The way it’s different is that these memory locations need not be next to each other, rather can be anywhere. Therefore, there’s no issue with the increase in size. However, there is a different problem — depending on the hashing algorithm you use, two keys could hash to the same memory location. This is what’s known as a “collision” and there are multiple ways to resolve them but again, it’s all happening under the hood.

Data Structure Hash Map
Image credit: Wikipedia

Advantage: As we have learned, hash maps are great for adding and retrieving.

Disadvantage: May cause collision of keys.

Stack and Queue

These two structures are very similar to each other and both are built on top of arrays with a few additional features.

The stack is a last in first out data structure. This can be analogous to a pile of tray stacked on top of each other where the last tray you place on top, is the first one you need to take off. When we add an item to the top, it’s called pushing while when we take out an item from the top it’s called popping.
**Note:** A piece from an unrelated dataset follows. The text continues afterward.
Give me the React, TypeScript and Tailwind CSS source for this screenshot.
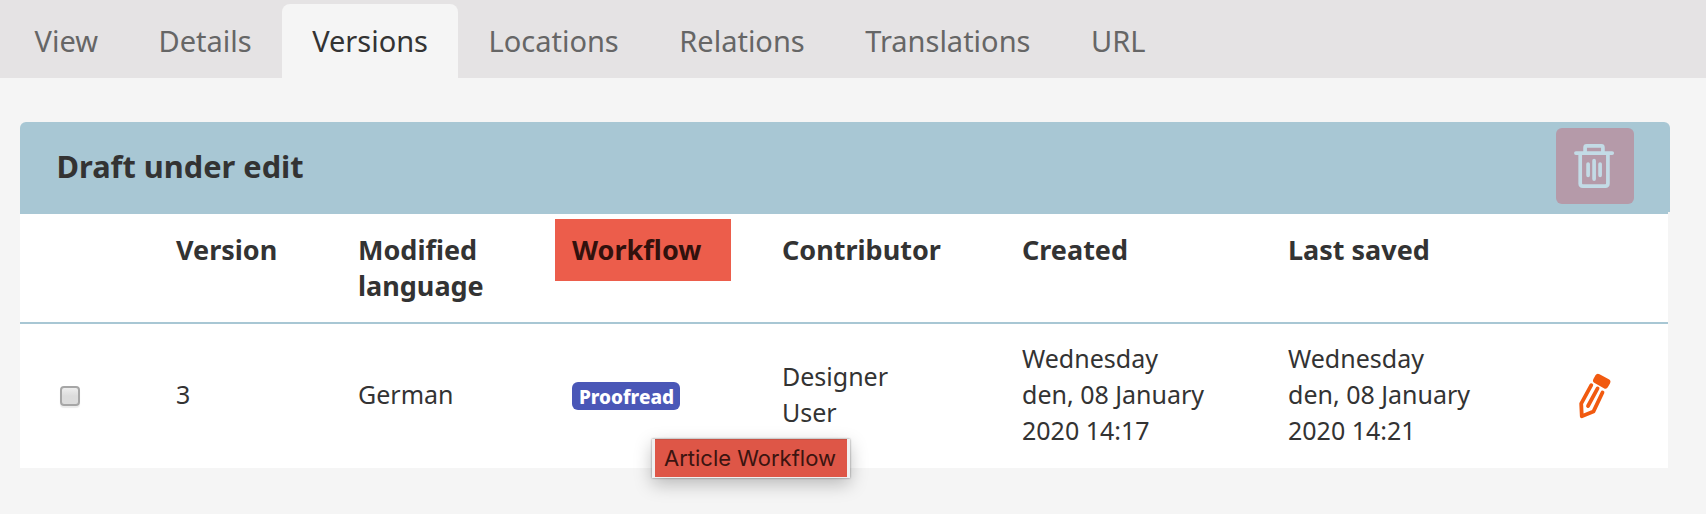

Every language keeps track of the functions that have been called with something called as the call stack. Stacks are quite important for an algorithm called Depth-first Search (DFS).

Data Structure Stack
Image credit: Wikipedia

The queue on the other hand is a first in first out structure, similar to a queue or line at the bus stop, where the last person to join the line enters the bus last. Adding an item to the end is called enqueuing and removing it from the front is called dequeuing. Queues are used in an important algorithm called Breadth-first Search (BFS).

Data Structure Queue
Image credit: Wikipedia

Advantage: Both structures are very efficient in adding and removing items.

Disadvantage: They both have quite a limited number of use cases compared to other data structures.

Graphs and Trees

This topic is quite elaborative and there is a dedicated section in computer languages called the “graph theory”. A graph is similar to a Linked List where we have nodes pointing towards other nodes, except in this case the pointers are called “edges”. Edges can also have weights or numbers assigned to them.

There’s a special type of hierarchical graph called the “tree” in which the data expands out in one direction. These can be used to refer to a lot of things like the “family tree” or used to represent networks. Unlike Array, Linked List, Stack and Queue, which are linear data structures, trees are hierarchical data structures.

Data Structure Graphs and Trees
Image credit: Wikipedia

Advantage: Trees provide an efficient insertion and searching and trees are very flexible data, allowing to move subtrees around with minimum effort.

Disadvantage: The disadvantage is that it takes O(log n) time to modify the list and to retrieve.

In conclusion, these data structures will give you a great foundation to start solving algorithms.

I hope that now you have more knowledge about data structures and you can work with your programming languages with a better comprehension of the feasible structures that are under the surface of abstraction.